Material provided:
= = = =

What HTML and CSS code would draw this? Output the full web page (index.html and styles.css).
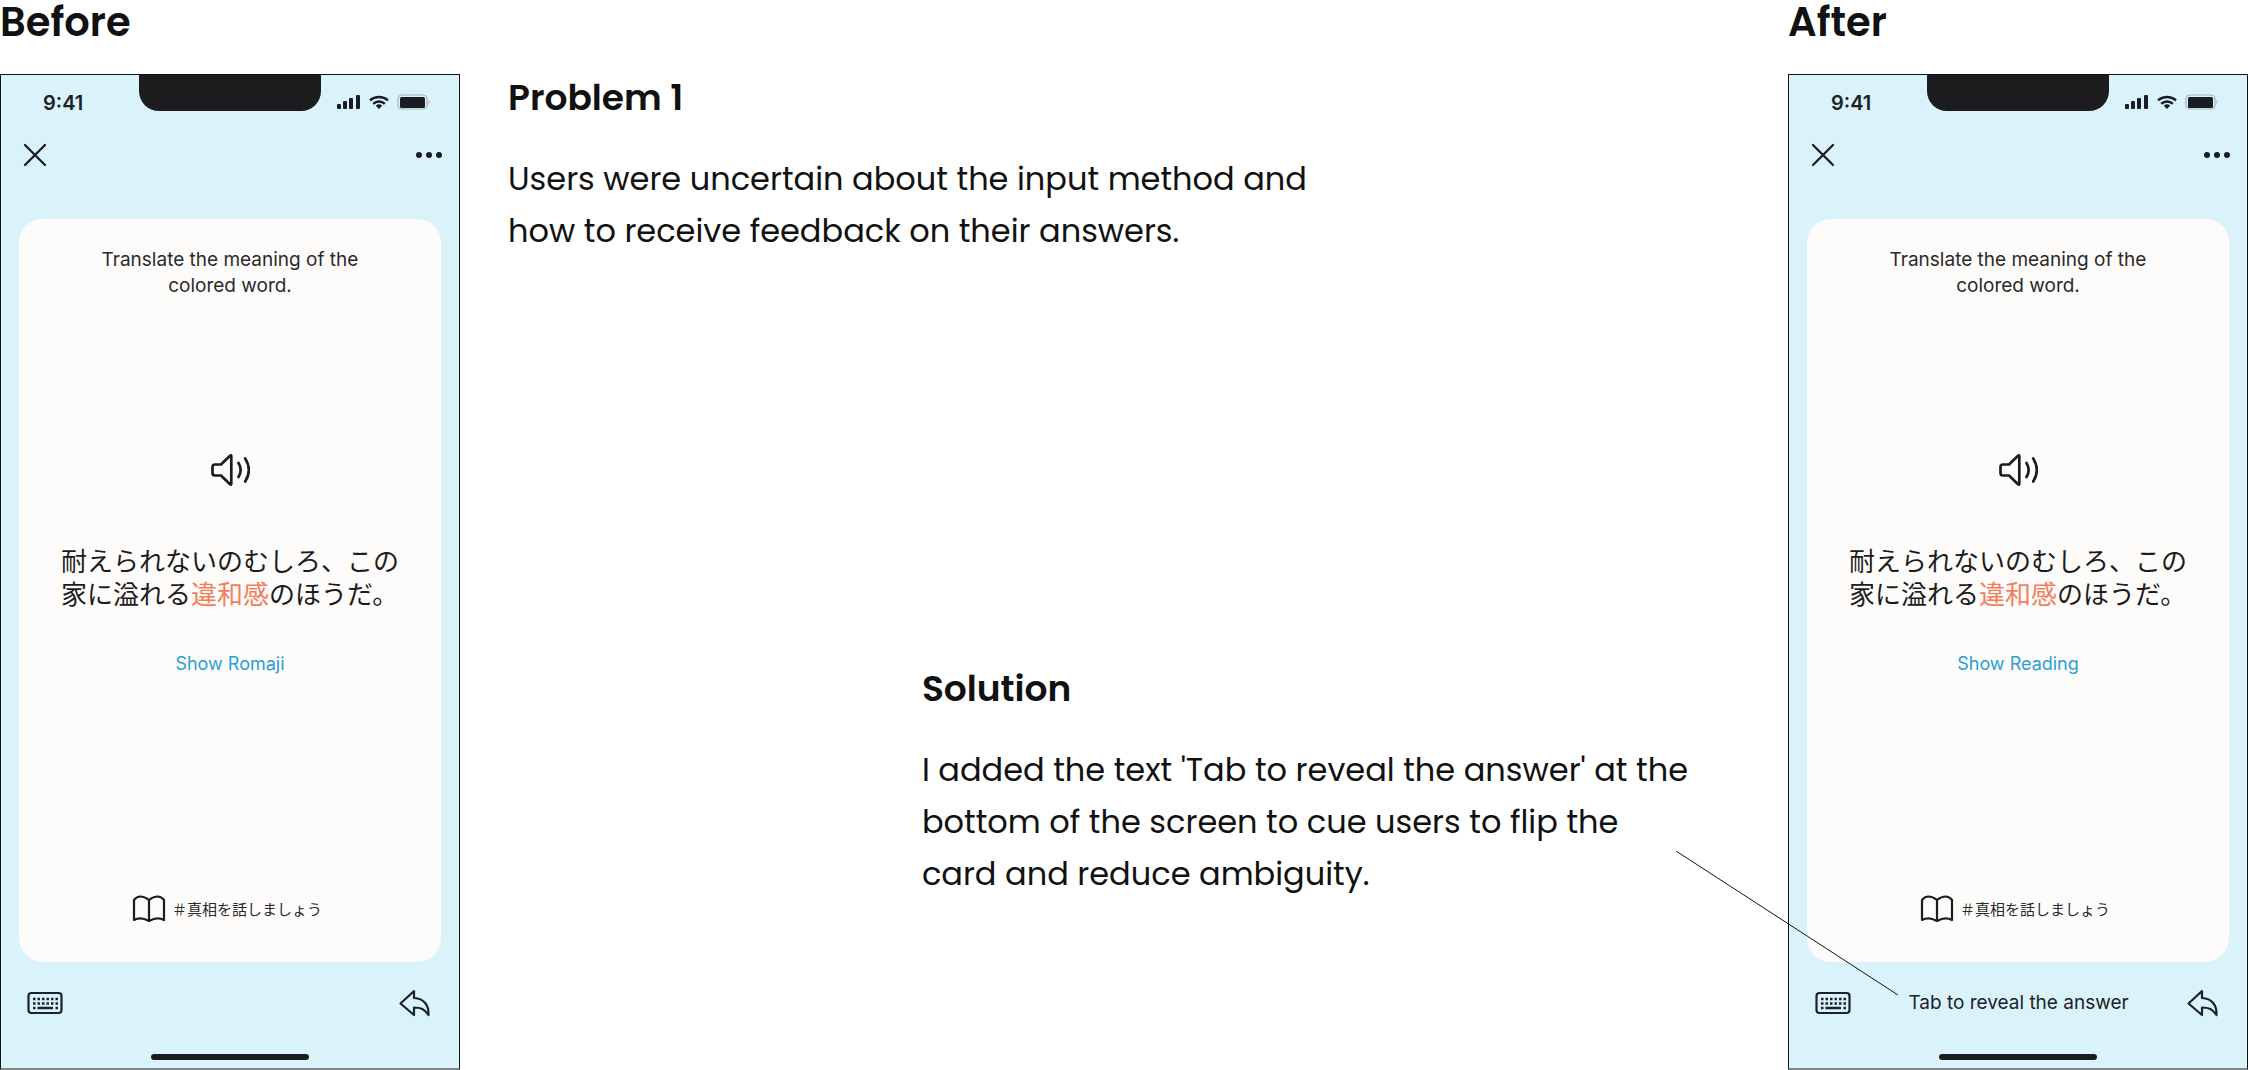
FILE: index.html
```html
<!DOCTYPE html>
<html lang="en">
<head>
<meta charset="utf-8">
<meta name="viewport" content="width=device-width, initial-scale=1">
<title>Before and after</title>
<link rel="stylesheet" href="styles.css">
</head>
<body>
<svg width="0" height="0" class="sprite" aria-hidden="true">
  <symbol id="i-status" viewBox="0 0 94 16">
    <g fill="#1a1c22">
      <rect x="1" y="10" width="4" height="5" rx="1"/><rect x="7" y="7" width="4" height="8" rx="1"/><rect x="13" y="4" width="4" height="11" rx="1"/><rect x="20" y="1" width="4" height="14" rx="1"/>
      <path d="M43 15l-3.200-3.300a4.700 4.700 0 0 1 6.400 0z"/>
      <rect x="64" y="3" width="25" height="11" rx="1.500"/>
    </g>
    <path d="M34 6.400a13.500 13.500 0 0 1 18 0M37.200 9.800a8.600 8.600 0 0 1 11.600 0" fill="none" stroke="#1a1c22" stroke-width="2.500"/>
    <rect x="62" y="1" width="29" height="14" rx="4" fill="none" stroke="#a3b3b9" stroke-width="1.200"/>
    <path d="M92.500 6v4a2.400 2.400 0 0 0 0-4z" fill="#a3b3b9"/>
  </symbol>
  <symbol id="i-close" viewBox="0 0 24 24"><path d="M2 2l20 20M22 2L2 22" fill="none" stroke="#1a1c22" stroke-width="2.300" stroke-linecap="round"/></symbol>
  <symbol id="i-more" viewBox="0 0 28 8"><g fill="#1a1c22"><circle cx="4" cy="4" r="3"/><circle cx="14" cy="4" r="3"/><circle cx="24" cy="4" r="3"/></g></symbol>
  <symbol id="i-sound" viewBox="0 0 40 34"><g fill="none" stroke="#1c1c1c" stroke-width="2.700" stroke-linecap="round" stroke-linejoin="round"><path d="M11 11.500L20 2.700q1.300-1 1.300.5v27.600q0 1.500-1.300.5L11 22.500H5q-2.500 0-2.500-2.500v-6q0-2.500 2.500-2.500z"/><path d="M28.500 10q4.300 7 0 14M35.200 5.500q7.300 11.500 0 23"/></g></symbol>
  <symbol id="i-book" viewBox="0 0 34 28"><path d="M17 5q-4.500-3.500-8.500-3.500T2 5v20q3-1.600 6.500-1.600T17 26q5-2.600 8.500-2.600T32 25V5q-2.500-3.500-6.500-3.500T17 5zv21" fill="none" stroke="#1c1c1c" stroke-width="2.200" stroke-linejoin="round"/></symbol>
  <symbol id="i-keyboard" viewBox="0 0 36 24"><rect x="1.500" y="2" width="33" height="20" rx="3" fill="none" stroke="#1c2229" stroke-width="2.200"/><path d="M6 8h25M6 12.500h25" stroke="#1c2229" stroke-width="2.500" stroke-dasharray="2.500 2"/><path d="M6 17h2.500M10.500 17h15.500M28.500 17h2.500" stroke="#1c2229" stroke-width="2.500"/></symbol>
  <symbol id="i-reply" viewBox="0 0 34 28"><path d="M16 2L2.500 14.500 16 26v-7.500c7 0 10.500 1.500 14.500 7.500C31 16 26 9.500 16 9z" fill="none" stroke="#1c2229" stroke-width="2.200" stroke-linejoin="round"/></symbol>
</svg>
<main class="board">
  <section class="column">
    <h2 class="title">Before</h2>
    <article class="phone">
      <div class="status"><span class="time">9:41</span><span class="notch"></span><svg class="status-icons"><use href="#i-status"/></svg></div>
      <div class="bar top">
        <button class="icon" aria-label="Close"><svg width="24" height="24"><use href="#i-close"/></svg></button>
        <button class="icon" aria-label="More"><svg width="28" height="8"><use href="#i-more"/></svg></button>
      </div>
      <div class="card">
        <p class="prompt">Translate the meaning of the<br>colored word.</p>
        <div class="question">
          <button class="icon" aria-label="Play"><svg width="40" height="34"><use href="#i-sound"/></svg></button>
          <p class="sentence" lang="ja">耐えられないのむしろ、この<br>家に溢れる<em>違和感</em>のほうだ。</p>
          <button class="reading">Show Romaji</button>
        </div>
        <p class="source" lang="ja"><svg width="34" height="28"><use href="#i-book"/></svg>＃真相を話しましょう</p>
      </div>
      <div class="bar bottom">
        <button class="icon" aria-label="Keyboard"><svg width="36" height="24"><use href="#i-keyboard"/></svg></button>
        <button class="icon" aria-label="Back"><svg width="34" height="28"><use href="#i-reply"/></svg></button>
      </div>
      <div class="home"></div>
    </article>
  </section>

  <div class="notes">
    <section class="note">
      <h3>Problem 1</h3>
      <p>Users were uncertain about the input method and<br>how to receive feedback on their answers.</p>
    </section>
    <section class="note solution">
      <h3>Solution</h3>
      <p>I added the text 'Tab to reveal the answer' at the<br>bottom of the screen to cue users to flip the<br>card and reduce ambiguity.</p>
    </section>
  </div>

  <section class="column">
    <h2 class="title">After</h2>
    <article class="phone">
      <div class="status"><span class="time">9:41</span><span class="notch"></span><svg class="status-icons"><use href="#i-status"/></svg></div>
      <div class="bar top">
        <button class="icon" aria-label="Close"><svg width="24" height="24"><use href="#i-close"/></svg></button>
        <button class="icon" aria-label="More"><svg width="28" height="8"><use href="#i-more"/></svg></button>
      </div>
      <div class="card">
        <p class="prompt">Translate the meaning of the<br>colored word.</p>
        <div class="question">
          <button class="icon" aria-label="Play"><svg width="40" height="34"><use href="#i-sound"/></svg></button>
          <p class="sentence" lang="ja">耐えられないのむしろ、この<br>家に溢れる<em>違和感</em>のほうだ。</p>
          <button class="reading">Show Reading</button>
        </div>
        <p class="source" lang="ja"><svg width="34" height="28"><use href="#i-book"/></svg>＃真相を話しましょう</p>
      </div>
      <div class="bar bottom">
        <button class="icon" aria-label="Keyboard"><svg width="36" height="24"><use href="#i-keyboard"/></svg></button>
        <span class="hint">Tab to reveal the answer</span>
        <button class="icon" aria-label="Back"><svg width="34" height="28"><use href="#i-reply"/></svg></button>
      </div>
      <div class="home"></div>
      <svg class="connector" width="222" height="144" viewBox="0 0 222 144" aria-hidden="true"><path d="M0 0L222 144" stroke="#111" fill="none"/></svg>
    </article>
  </section>
</main>
</body>
</html>
```
FILE: styles.css
```css
* { box-sizing: border-box; }

body {
  margin: 0;
  background: #fff;
  color: #111;
  font-family: Inter, "Noto Sans CJK JP", sans-serif;
}

h2, h3, p { margin: 0; }

.sprite { position: absolute; }

.board {
  display: flex;
  min-height: 100vh;
}

.column {
  flex: 0 0 460px;
  display: flex;
  flex-direction: column;
}

.title {
  height: 74px;
  font: 600 40px/44px Poppins, Inter, sans-serif;
}

.phone {
  position: relative;
  flex: 1;
  display: flex;
  flex-direction: column;
  border: 1px solid #111;
  border-bottom: 2px solid #808588;
  background: #daf3fb;
}

.status {
  display: grid;
  grid-template-columns: 1fr 182px 1fr;
  height: 56px;
}

.time {
  padding-left: 42px;
  font-size: 20px;
  line-height: 56px;
  font-weight: 600;
  color: #1c2229;
}

.notch {
  height: 36px;
  border-radius: 0 0 20px 20px;
  background: #1c1c1e;
}

.status-icons {
  width: 94px;
  height: 16px;
  margin: 19px 0 0 15px;
}

.bar {
  display: flex;
  align-items: center;
  justify-content: space-between;
}

.top {
  height: 48px;
  padding: 0 16px 0 22px;
}

.bottom {
  height: 82px;
  padding: 0 27px 0 26px;
}

button {
  border: 0;
  padding: 0;
  background: none;
  font: inherit;
  cursor: pointer;
}

.icon { display: flex; }

.card {
  flex: 1;
  display: flex;
  flex-direction: column;
  align-items: center;
  justify-content: space-between;
  margin: 40px 18px 0;
  padding: 28px 0 38px;
  border-radius: 24px;
  background: #fefcfb;
}

.prompt {
  font-size: 19px;
  line-height: 26px;
  text-align: center;
  color: #2a2a2a;
}

.question {
  display: flex;
  flex-direction: column;
  align-items: center;
  margin-bottom: 64px;
  color: #1c1c1c;
}

.sentence {
  margin: 56px 0 42px;
  font: 400 26px/33px "Noto Sans CJK JP", sans-serif;
}

.sentence em {
  font-style: normal;
  color: #f27f5c;
}

.reading {
  font-size: 18px;
  line-height: 26px;
  color: #2a9fd4;
}

.source {
  display: flex;
  align-items: center;
  gap: 6px;
  margin-right: 6px;
  font: 400 15px/30px "Noto Sans CJK JP", sans-serif;
  color: #2a2a2a;
}

.hint {
  font-size: 19px;
  line-height: 26px;
  color: #1c2229;
}

.home {
  align-self: center;
  width: 158px;
  height: 6px;
  margin: 10px 0 8px;
  border-radius: 3px;
  background: #1c1c1e;
}

.connector {
  position: absolute;
  left: -113px;
  bottom: 73px;
}

.notes {
  flex: 1;
  display: flex;
  flex-direction: column;
  justify-content: space-between;
  padding: 74px 100px 170px 48px;
}

.note h3 {
  margin-bottom: 31px;
  font: 600 36px/48px Poppins, Inter, sans-serif;
}

.note p {
  font: 400 32px/52px Poppins, Inter, sans-serif;
}

.solution { align-self: flex-end; }
```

= = = =

Exercise details: Pick out and copy every line that contains the word "index".

Task result:
What HTML and CSS code would draw this? Output the full web page (index.html and styles.css).
FILE: index.html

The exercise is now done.